20 × 20 × 15 = 6,000 cubic inches
6,000 ÷ 1,728 = 3.472 cubic feet

Example 2: Refrigerator compartment

If an inner compartment measures 30 × 22 × 28 inches:

30 × 22 × 28 = 18,480 cubic inches
18,480 ÷ 1,728 = 10.694 cubic feet

Example 3: Freight carton

A shipping carton measuring 48 × 40 × 36 inches has:

48 × 40 × 36 = 69,120 cubic inches
69,120 ÷ 1,728 = 40 cubic feet

Why accurate volume measurement matters

Even small measurement errors can create meaningful planning problems. In shipping, a modest change in dimensions can affect the total cube of a palletized load. In home storage, incorrect volume estimates can lead to renting too much or too little space. In product comparison, two appliances with similar exterior widths may have very different capacities due to internal layout. Cubic feet provides a standardized way to compare volume across categories, which is why it appears so often in product specifications and freight planning documents.

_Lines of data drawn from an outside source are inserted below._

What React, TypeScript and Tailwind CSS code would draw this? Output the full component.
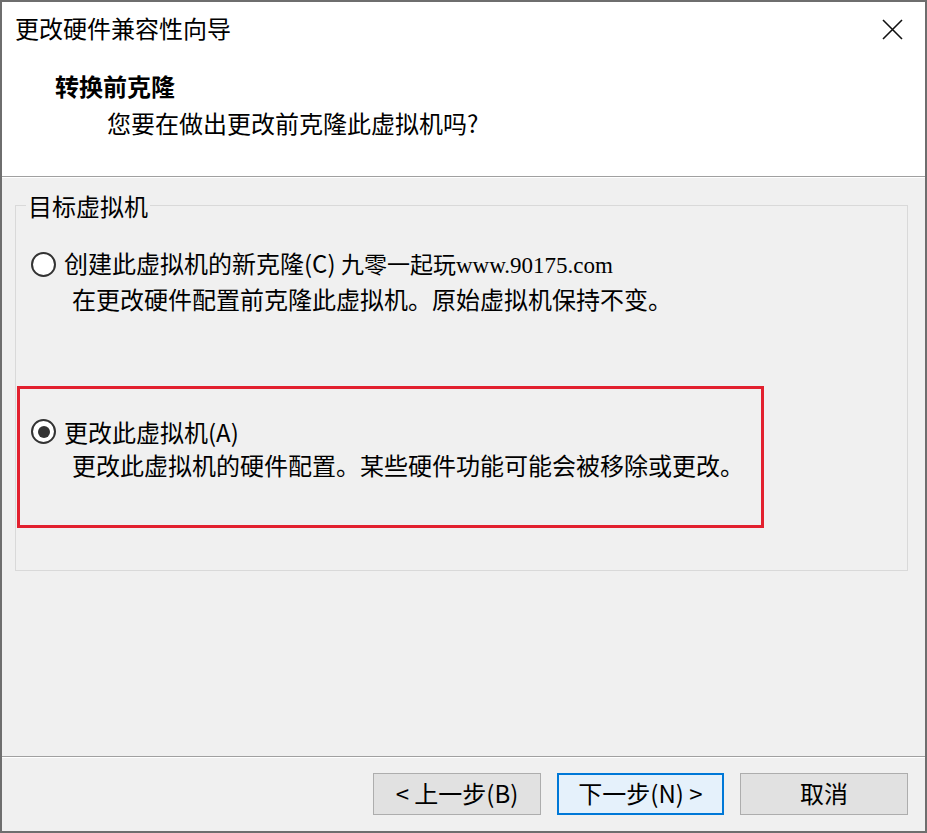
import React from 'react';

const Radio: React.FC<{ checked?: boolean }> = ({ checked }) => (
  <span className="flex h-[25px] w-[25px] shrink-0 items-center justify-center rounded-full border-2 border-[#333333] bg-white">
    {checked && <span className="h-[12px] w-[12px] rounded-full bg-[#333333]" />}
  </span>
);

const Button: React.FC<{ label: string; focused?: boolean }> = ({ label, focused }) => (
  <button
    className={
      focused
        ? 'h-[42px] w-[167px] border-2 border-[#0078d7] bg-[#e5f1fb] pb-[2px] text-[24px] leading-none text-black'
        : 'h-[42px] w-[168px] border border-[#adadad] bg-[#e1e1e1] pb-[2px] text-[24px] leading-none text-black'
    }
  >
    {label}
  </button>
);

const App: React.FC = () => {
  return (
    <div
      className="flex h-[833px] w-[927px] flex-col border-2 border-[#6e6e6e] bg-[#f0f0f0] text-black"
      style={{ fontFamily: '"Noto Sans CJK SC", "Noto Sans", sans-serif' }}
    >
      {/* Title + wizard header */}
      <div className="h-[174px] shrink-0 bg-white">
        <div className="flex h-[56px] items-center justify-between pb-[5px] pl-[13px] pr-[22px]">
          <span className="text-[24px] leading-[33px]">更改硬件兼容性向导</span>
          <svg width="21" height="21" viewBox="0 0 21 21" className="mt-[3px] text-[#111]">
            <path d="M1 1 L20 20 M20 1 L1 20" stroke="currentColor" strokeWidth="1.6" fill="none" />
          </svg>
        </div>
        <div className="mt-[11px] pl-[53px] text-[24px] font-bold leading-[33px]">转换前克隆</div>
        <div className="mt-[4px] pl-[105px] text-[24px] leading-[33px]">您要在做出更改前克隆此虚拟机吗?</div>
      </div>
      <div className="h-px shrink-0 bg-[#a0a0a0]" />
      <div className="h-px shrink-0 bg-white" />

      {/* Body */}
      <div className="flex-1 pl-[13px] pr-[17px] pt-[11px]">
        <fieldset className="border border-[#d9d9d9] pb-[42px]">
          <legend className="ml-[10px] px-[2px] text-[24px] leading-[33px]">目标虚拟机</legend>

          <div className="mt-[24px] pl-[15px]">
            <div className="flex items-center gap-[8px] text-[24px] leading-[33px]">
              <Radio />
              <span>
                创建此虚拟机的新克隆(C){' '}
                <span style={{ fontFamily: '"Liberation Serif", "Noto Sans CJK SC", serif' }} className="text-[23px]">
                  九零一起玩www.90175.com
                </span>
              </span>
            </div>
            <div className="pl-[41px] text-[24px] leading-[33px]">在更改硬件配置前克隆此虚拟机。原始虚拟机保持不变。</div>
          </div>

          <div className="ml-px mr-[143px] mt-[71px] border-[3px] border-[#e2202e] pb-[44px] pl-[11px] pt-[26px]">
            <div className="flex items-center gap-[8px] text-[24px] leading-[33px]">
              <Radio checked />
              <span>更改此虚拟机(A)</span>
            </div>
            <div className="pl-[41px] text-[24px] leading-[33px]">更改此虚拟机的硬件配置。某些硬件功能可能会被移除或更改。</div>
          </div>
        </fieldset>
      </div>

      {/* Footer */}
      <div className="h-px shrink-0 bg-[#a0a0a0]" />
      <div className="h-px shrink-0 bg-white" />
      <div className="flex h-[73px] shrink-0 items-start justify-end gap-[16px] pr-[17px] pt-[15px]">
        <Button label="< 上一步(B)" />
        <Button label="下一步(N) >" focused />
        <Button label="取消" />
      </div>
    </div>
  );
};

export default App;
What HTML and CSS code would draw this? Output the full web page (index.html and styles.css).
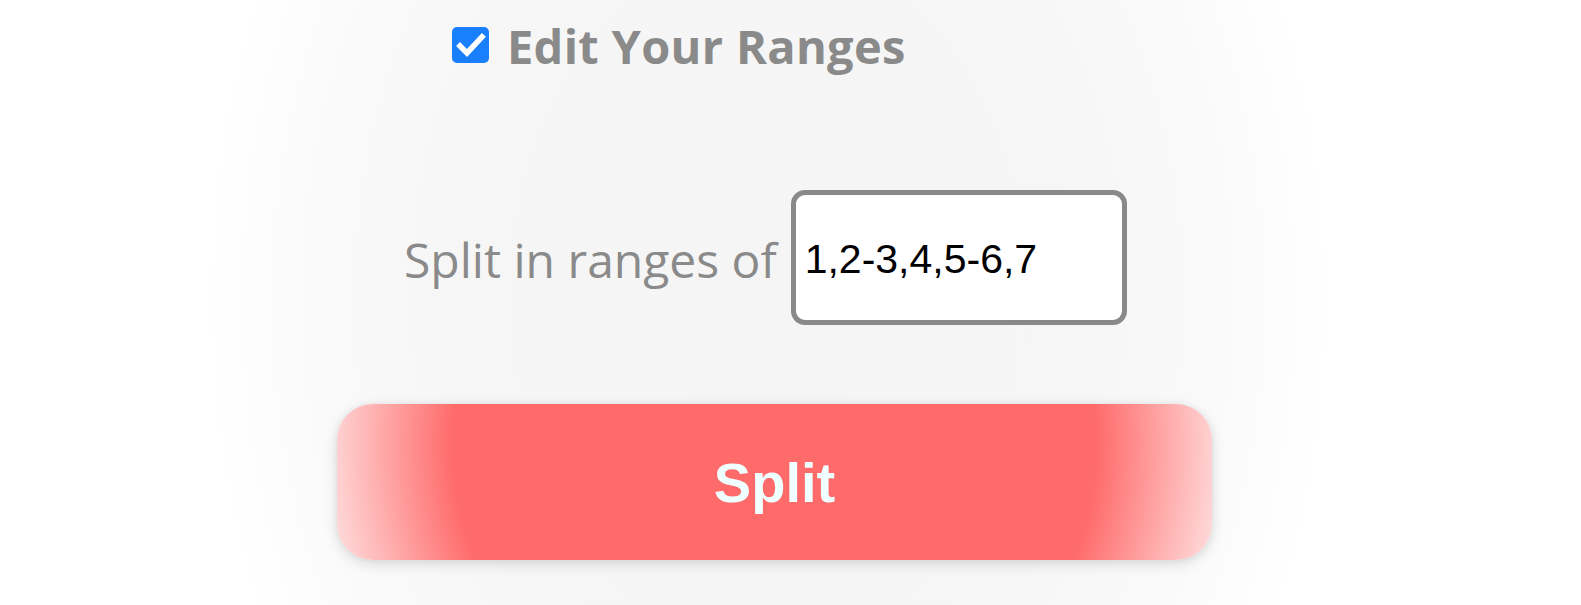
FILE: index.html
```html
<!DOCTYPE html>
<html lang="en">
<head>
<meta charset="utf-8">
<title>Split PDF</title>
<link rel="stylesheet" href="styles.css">
</head>
<body>
<main class="page">
  <label class="check-row">
    <span class="check-box" role="checkbox" aria-checked="true">
      <svg viewBox="0 0 37 36" width="37" height="36" aria-hidden="true">
        <rect x="0" y="0" width="37" height="36" rx="5" fill="#1a7ffb"/>
        <path d="M8 19 L15 26 L30 10" fill="none" stroke="#fff" stroke-width="5.5" stroke-linecap="square" stroke-linejoin="miter"/>
      </svg>
    </span>
    <span class="check-text">Edit Your Ranges</span>
  </label>

  <div class="range-row">
    <label class="range-label" for="ranges">Split in ranges of</label>
    <input class="range-input" id="ranges" type="text" value="1,2-3,4,5-6,7">
  </div>

  <button class="split-btn" type="button">Split</button>
</main>
</body>
</html>
```

FILE: styles.css
```css
html, body {
  margin: 0;
  padding: 0;
  height: 100%;
}

body {
  background: radial-gradient(ellipse 560px 760px at 768px 300px, #f5f5f5 0%, #f6f6f6 55%, #fafafa 82%, #ffffff 100%);
  font-family: "Open Sans", "Noto Sans", sans-serif;
  overflow: hidden;
}

.page {
  display: flex;
  flex-direction: column;
  align-items: flex-start;
  padding-top: 15px;
}

.check-row {
  display: flex;
  align-items: center;
  gap: 18px;
  height: 60px;
  margin-left: 452px;
  cursor: pointer;
}

.check-box {
  display: block;
  width: 37px;
  height: 36px;
}

.check-box svg {
  display: block;
}

.check-text {
  font-weight: 700;
  font-size: 47px;
  letter-spacing: 0.3px;
  line-height: 60px;
  color: #8a8a8a;
  white-space: nowrap;
  margin-top: 2px;
}

.range-row {
  display: flex;
  align-items: center;
  gap: 14px;
  margin-top: 115px;
  margin-left: 404px;
}

.range-label {
  font-size: 48px;
  color: #8a8a8a;
  white-space: nowrap;
  margin-top: 4px;
}

.range-input {
  box-sizing: border-box;
  width: 336px;
  height: 135px;
  border: 5px solid #898989;
  border-radius: 14px;
  background: #ffffff;
  padding: 0 9px;
  padding-top: 3px;
  font-family: "Liberation Sans", Arial, sans-serif;
  font-size: 41px;
  color: #000;
  outline: none;
}

.split-btn {
  box-sizing: border-box;
  width: 875px;
  height: 156px;
  margin-top: 79px;
  margin-left: 337px;
  border: none;
  border-radius: 36px;
  background: radial-gradient(circle farthest-corner at 50% 25%, #ff6b6b 0%, #ff6b6b 71%, #ffdede 100%);
  box-shadow: 0 4px 14px rgba(0, 0, 0, 0.13), 0 0 6px rgba(0, 0, 0, 0.05);
  color: #f0ffff;
  font-family: "Liberation Sans", Arial, sans-serif;
  font-weight: 700;
  font-size: 56px;
  cursor: pointer;
}
```
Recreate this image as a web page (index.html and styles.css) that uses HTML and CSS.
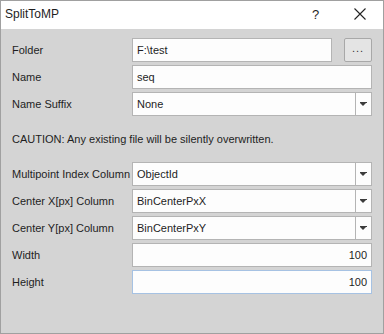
FILE: index.html
```html
<!DOCTYPE html>
<html lang="en">
<head>
    <meta charset="UTF-8">
    <title>SplitToMP</title>
    <link rel="stylesheet" href="styles.css">
</head>
<body>
    <div class="window">
        <div class="titlebar">
            <span class="title">SplitToMP</span>
            <span class="help">?</span>
            <span class="close">
                <svg width="12" height="12" viewBox="0 0 12 12"><path d="M0.5 0.5 L11.5 11.5 M11.5 0.5 L0.5 11.5" stroke="#222" stroke-width="1.1" fill="none"/></svg>
            </span>
        </div>
        <div class="content">
            <div class="form">
                <label>Folder</label>
                <div class="folderRow">
                    <div class="field">F:\test</div>
                    <button class="browse">...</button>
                </div>
                <label>Name</label>
                <div class="field">seq</div>
                <label>Name Suffix</label>
                <div class="field combo">None<span class="arrow"></span></div>
            </div>

            <p class="caution">CAUTION: Any existing file will be silently overwritten.</p>

            <div class="form">
                <label>Multipoint Index Column</label>
                <div class="field combo">ObjectId<span class="arrow"></span></div>
                <label>Center X[px] Column</label>
                <div class="field combo">BinCenterPxX<span class="arrow"></span></div>
                <label>Center Y[px] Column</label>
                <div class="field combo">BinCenterPxY<span class="arrow"></span></div>
                <label>Width</label>
                <div class="field number">100</div>
                <label>Height</label>
                <div class="field number focused">100</div>
            </div>
        </div>
    </div>
</body>
</html>
```

FILE: styles.css
```css
body {
    margin: 0;
    font-family: "Liberation Sans", Arial, sans-serif;
    font-size: 11px;
    color: #1e1e1e;
}
.window {
    width: 384px;
    height: 334px;
    box-sizing: border-box;
    border: 1px solid #a0a0a0;
    display: flex;
    flex-direction: column;
}
.titlebar {
    height: 28px;
    background: #fff;
    display: flex;
    align-items: center;
    font-size: 12px;
}
.title {
    flex: 1;
    padding-left: 4px;
    padding-bottom: 2px;
}
.help {
    width: 12px;
    margin-right: 30px;
    font-size: 13px;
    padding-bottom: 2px;
}
.close {
    width: 12px;
    height: 12px;
    margin-right: 17px;
    display: flex;
    margin-bottom: 2px;
}
.content {
    flex: 1;
    background: #d4d4d4;
    padding: 9px 11px 0 11px;
}
.form {
    display: grid;
    grid-template-columns: 120px 240px;
    grid-auto-rows: 24px;
    row-gap: 3px;
}
.form label {
    display: flex;
    align-items: center;
    white-space: nowrap;
}
.field {
    box-sizing: border-box;
    height: 24px;
    background: #fdfdfd;
    border: 1px solid #b4b4b4;
    padding: 0 4px;
    display: flex;
    align-items: center;
    position: relative;
}
.folderRow {
    display: flex;
    gap: 12px;
}
.folderRow .field {
    flex: 1;
}
.browse {
    width: 28px;
    height: 24px;
    margin: 0;
    padding: 0 0 4px 0;
    border: 1px solid #a8a8a8;
    border-radius: 2px;
    background: #e4e4e4;
    font-family: "Liberation Sans", Arial, sans-serif;
    font-size: 11px;
    color: #333;
    letter-spacing: 1px;
}
.combo .arrow {
    position: absolute;
    right: 0;
    top: 0;
    bottom: 0;
    width: 15px;
    border-left: 1px solid #b4b4b4;
}
.combo .arrow::before {
    content: "";
    position: absolute;
    left: 4px;
    top: 9px;
    width: 7px;
    height: 1px;
    background: #3c3c3c;
}
.combo .arrow::after {
    content: "";
    position: absolute;
    left: 4px;
    top: 10px;
    border-top: 3px solid #3c3c3c;
    border-left: 3.5px solid transparent;
    border-right: 3.5px solid transparent;
    width: 0;
}
.number {
    justify-content: flex-end;
}
.focused {
    border-color: #a6c2e3;
}
.caution {
    margin: 0;
    height: 46px;
    display: flex;
    align-items: center;
}
```
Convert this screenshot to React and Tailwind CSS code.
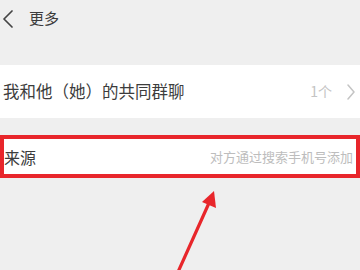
export default function App() {
  return (
    <div
      className="relative w-[360px] h-[270px] overflow-hidden bg-[#efefef]"
      style={{ fontFamily: '"Noto Sans CJK SC", "Noto Sans", sans-serif' }}
    >
      <div className="flex items-center h-[36px]">
        <svg width="16" height="20" viewBox="0 0 16 20" fill="none" stroke="#444" strokeWidth="1.7" strokeLinecap="round" strokeLinejoin="round">
          <polyline points="12,3 4,11 12,19" />
        </svg>
        <span className="ml-[13px] text-[15px] text-[#3c3c3c]">更多</span>
      </div>

      <div className="mt-[29px] h-[53px] bg-white flex items-center justify-between pl-[3px] pr-[4px]">
        <span className="text-[16.5px] text-[#3c3c3c]">我和他（她）的共同群聊</span>
        <div className="flex items-center">
          <span className="text-[14px] text-[#c4c4c4]">1个</span>
          <svg width="10" height="16" viewBox="0 0 10 16" className="ml-[14px]" fill="none" stroke="#c4c4c4" strokeWidth="1.5" strokeLinecap="round" strokeLinejoin="round">
            <polyline points="2,1 8,8 2,15" />
          </svg>
        </div>
      </div>

      <div className="mt-[17px] h-[43px] bg-white border-[4px] border-[#e8262b] flex items-center justify-between pl-0 pr-[3px]">
        <span className="text-[16px] text-[#3c3c3c]">来源</span>
        <span className="text-[13px] text-[#bdbdbd]">对方通过搜索手机号添加</span>
      </div>

      <svg className="absolute left-0 top-0" width="360" height="270" viewBox="0 0 360 270">
        <line x1="178" y1="272" x2="209" y2="203" stroke="#e8262b" strokeWidth="3.2" strokeLinecap="round" />
        <polygon points="214,191 216,208 202,202" fill="#e8262b" />
      </svg>
    </div>
  );
}
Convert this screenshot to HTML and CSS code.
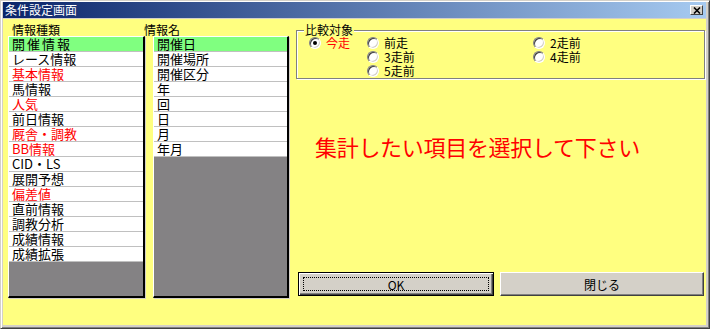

For institutional and educational references on measurement systems, volume, and dimensions, review resources from authoritative sources such as the National Institute of Standards and Technology, the U.S. Department of Energy, and the Penn State Extension. These sources provide reliable information on measurement, appliance sizing, and practical capacity-related planning.

Best practices for measuring accurately

  • Use a rigid tape measure for boxes and cabinets.
  • Measure from the longest points on each side.
  • Record dimensions in the same unit before calculating.
  • Decide whether you need interior or exterior volume.
  • For irregular shapes, break the object into smaller rectangular sections and total them.

Final takeaway

To calculate cubic feet in inches, multiply the length, width, and height in inches to get cubic inches, then divide by 1,728. That is the essential rule. Once you understand that one cubic foot equals 1,728 cubic inches, you can convert box sizes, storage bins, freight cartons, appliance compartments, and many other everyday objects with confidence. Use the calculator above when you need quick results, and keep the formula handy whenever you work with dimensional measurements.